■ **Short task**: Output all the data exactly. Pictures do not belong in the copy.

----

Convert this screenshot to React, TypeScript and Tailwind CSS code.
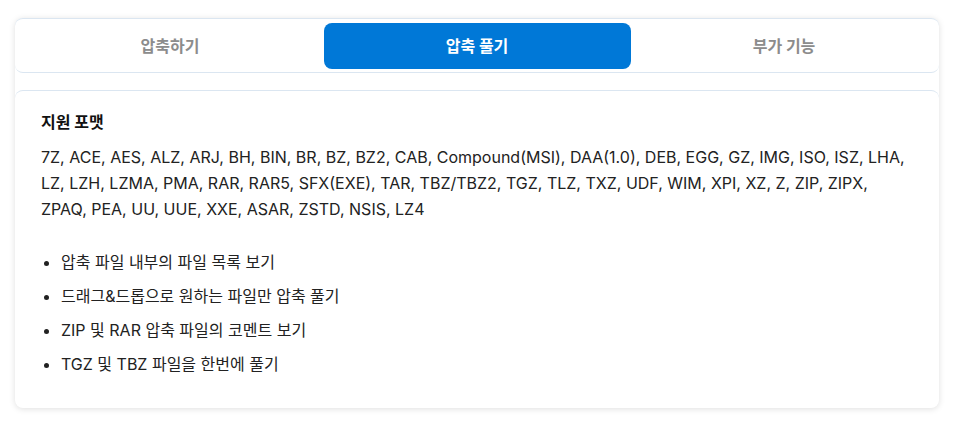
import React from "react";

const tabs = ["압축하기", "압축 풀기", "부가 기능"];

const features = [
  "압축 파일 내부의 파일 목록 보기",
  "드래그&드롭으로 원하는 파일만 압축 풀기",
  "ZIP 및 RAR 압축 파일의 코멘트 보기",
  "TGZ 및 TBZ 파일을 한번에 풀기",
];

const formats =
  "7Z, ACE, AES, ALZ, ARJ, BH, BIN, BR, BZ, BZ2, CAB, Compound(MSI), DAA(1.0), DEB, EGG, GZ, IMG, ISO, ISZ, LHA, LZ, LZH, LZMA, PMA, RAR, RAR5, SFX(EXE), TAR, TBZ/TBZ2, TGZ, TLZ, TXZ, UDF, WIM, XPI, XZ, Z, ZIP, ZIPX, ZPAQ, PEA, UU, UUE, XXE, ASAR, ZSTD, NSIS, LZ4";

const App: React.FC = () => {
  const active = 1;
  return (
    <div
      className="w-[954px] h-[422px] bg-white pt-[18px] px-[15px]"
      style={{ fontFamily: 'Inter, "Noto Sans CJK KR", sans-serif' }}
    >
      <div className="w-[924px] bg-white rounded-lg shadow-[0_1px_6px_rgba(0,0,0,0.13)]">
        <div className="grid grid-cols-3 h-[55px] px-[1.5px] pt-[4px] pb-[3px] border-y border-[#dbe6f1] rounded-lg">
          {tabs.map((t, i) => (
            <button
              key={t}
              className={
                i === active
                  ? "rounded-lg bg-[#0078d7] text-white text-[16px] font-bold"
                  : "rounded-lg text-[#8c8c8c] text-[16px] font-bold"
              }
            >
              {t}
            </button>
          ))}
        </div>
        <div className="mt-[17px] border-t border-[#dbe6f1] rounded-t-lg px-[26px] pt-[18px] pb-[27px] text-[#222]">
          <h3 className="text-[16px] font-bold leading-[26px] text-[#111]">지원 포맷</h3>
          <p className="mt-[9px] text-[16px] leading-[26px]">{formats}</p>
          <ul className="mt-[23px] list-disc pl-[20px] text-[16px] leading-[26px]">
            {features.map((f) => (
              <li key={f} className="py-[4px]">
                {f}
              </li>
            ))}
          </ul>
        </div>
      </div>
    </div>
  );
};

export default App;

----

■ **Task result**:
Convert this screenshot to React, TypeScript and Tailwind CSS code.
import React from "react";

const tabs = ["압축하기", "압축 풀기", "부가 기능"];

const features = [
  "압축 파일 내부의 파일 목록 보기",
  "드래그&드롭으로 원하는 파일만 압축 풀기",
  "ZIP 및 RAR 압축 파일의 코멘트 보기",
  "TGZ 및 TBZ 파일을 한번에 풀기",
];

const formats =
  "7Z, ACE, AES, ALZ, ARJ, BH, BIN, BR, BZ, BZ2, CAB, Compound(MSI), DAA(1.0), DEB, EGG, GZ, IMG, ISO, ISZ, LHA, LZ, LZH, LZMA, PMA, RAR, RAR5, SFX(EXE), TAR, TBZ/TBZ2, TGZ, TLZ, TXZ, UDF, WIM, XPI, XZ, Z, ZIP, ZIPX, ZPAQ, PEA, UU, UUE, XXE, ASAR, ZSTD, NSIS, LZ4";

const App: React.FC = () => {
  const active = 1;
  return (
    <div
      className="w-[954px] h-[422px] bg-white pt-[18px] px-[15px]"
      style={{ fontFamily: 'Inter, "Noto Sans CJK KR", sans-serif' }}
    >
      <div className="w-[924px] bg-white rounded-lg shadow-[0_1px_6px_rgba(0,0,0,0.13)]">
        <div className="grid grid-cols-3 h-[55px] px-[1.5px] pt-[4px] pb-[3px] border-y border-[#dbe6f1] rounded-lg">
          {tabs.map((t, i) => (
            <button
              key={t}
              className={
                i === active
                  ? "rounded-lg bg-[#0078d7] text-white text-[16px] font-bold"
                  : "rounded-lg text-[#8c8c8c] text-[16px] font-bold"
              }
            >
              {t}
            </button>
          ))}
        </div>
        <div className="mt-[17px] border-t border-[#dbe6f1] rounded-t-lg px-[26px] pt-[18px] pb-[27px] text-[#222]">
          <h3 className="text-[16px] font-bold leading-[26px] text-[#111]">지원 포맷</h3>
          <p className="mt-[9px] text-[16px] leading-[26px]">{formats}</p>
          <ul className="mt-[23px] list-disc pl-[20px] text-[16px] leading-[26px]">
            {features.map((f) => (
              <li key={f} className="py-[4px]">
                {f}
              </li>
            ))}
          </ul>
        </div>
      </div>
    </div>
  );
};

export default App;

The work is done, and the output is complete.